» DATA ROWS
-------
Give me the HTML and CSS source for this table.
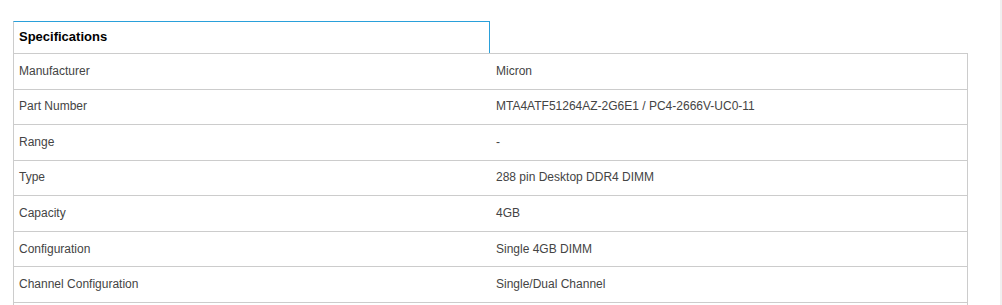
-------
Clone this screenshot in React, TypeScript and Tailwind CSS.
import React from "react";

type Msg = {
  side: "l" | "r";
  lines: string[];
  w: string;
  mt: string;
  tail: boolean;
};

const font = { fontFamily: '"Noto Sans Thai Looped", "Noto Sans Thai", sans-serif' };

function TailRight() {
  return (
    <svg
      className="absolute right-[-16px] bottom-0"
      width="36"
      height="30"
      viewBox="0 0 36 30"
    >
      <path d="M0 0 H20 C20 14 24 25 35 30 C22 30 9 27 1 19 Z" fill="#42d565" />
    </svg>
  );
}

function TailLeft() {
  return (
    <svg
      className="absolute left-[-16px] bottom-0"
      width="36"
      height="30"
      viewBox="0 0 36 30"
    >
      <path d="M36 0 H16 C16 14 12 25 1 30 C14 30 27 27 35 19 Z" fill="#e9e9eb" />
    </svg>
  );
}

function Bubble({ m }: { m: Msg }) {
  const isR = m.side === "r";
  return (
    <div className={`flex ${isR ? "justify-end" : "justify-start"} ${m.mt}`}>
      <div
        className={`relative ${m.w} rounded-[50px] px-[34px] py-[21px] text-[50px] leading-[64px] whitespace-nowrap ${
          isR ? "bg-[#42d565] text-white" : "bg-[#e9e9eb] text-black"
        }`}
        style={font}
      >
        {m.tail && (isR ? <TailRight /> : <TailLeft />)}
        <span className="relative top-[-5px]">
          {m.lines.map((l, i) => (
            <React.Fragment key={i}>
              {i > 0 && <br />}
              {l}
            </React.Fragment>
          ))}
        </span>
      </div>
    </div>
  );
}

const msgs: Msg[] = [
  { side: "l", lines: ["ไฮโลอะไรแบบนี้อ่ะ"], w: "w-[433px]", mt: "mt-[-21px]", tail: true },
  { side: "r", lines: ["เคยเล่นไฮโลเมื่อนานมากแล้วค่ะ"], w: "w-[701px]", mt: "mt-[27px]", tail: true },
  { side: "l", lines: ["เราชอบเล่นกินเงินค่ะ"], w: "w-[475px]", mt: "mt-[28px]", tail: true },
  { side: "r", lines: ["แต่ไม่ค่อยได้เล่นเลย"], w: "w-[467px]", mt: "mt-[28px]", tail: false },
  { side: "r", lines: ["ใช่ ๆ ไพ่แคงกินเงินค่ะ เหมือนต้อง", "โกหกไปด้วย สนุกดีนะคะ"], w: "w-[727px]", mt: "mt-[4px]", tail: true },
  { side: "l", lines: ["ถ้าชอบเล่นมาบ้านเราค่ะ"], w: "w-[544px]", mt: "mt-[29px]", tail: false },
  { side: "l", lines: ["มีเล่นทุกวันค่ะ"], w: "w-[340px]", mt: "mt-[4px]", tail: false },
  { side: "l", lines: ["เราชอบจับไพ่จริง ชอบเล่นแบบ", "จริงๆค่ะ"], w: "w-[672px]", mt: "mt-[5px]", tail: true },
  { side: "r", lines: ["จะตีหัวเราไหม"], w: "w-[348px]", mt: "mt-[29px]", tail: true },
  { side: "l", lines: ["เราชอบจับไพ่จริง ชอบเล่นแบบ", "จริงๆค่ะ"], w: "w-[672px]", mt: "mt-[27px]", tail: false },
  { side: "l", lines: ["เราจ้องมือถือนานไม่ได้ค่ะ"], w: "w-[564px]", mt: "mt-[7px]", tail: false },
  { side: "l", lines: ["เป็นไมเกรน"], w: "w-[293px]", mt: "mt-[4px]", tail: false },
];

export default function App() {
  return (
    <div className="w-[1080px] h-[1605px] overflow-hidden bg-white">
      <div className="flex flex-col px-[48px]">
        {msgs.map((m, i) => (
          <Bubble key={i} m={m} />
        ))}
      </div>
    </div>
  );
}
-------
» EXERCISE DIRECTIONS
Return every line from the records above that holds the word "React".

» ANSWER TO THE PROBLEM
Clone this screenshot in React, TypeScript and Tailwind CSS.
import React from "react";
            <React.Fragment key={i}>
            </React.Fragment>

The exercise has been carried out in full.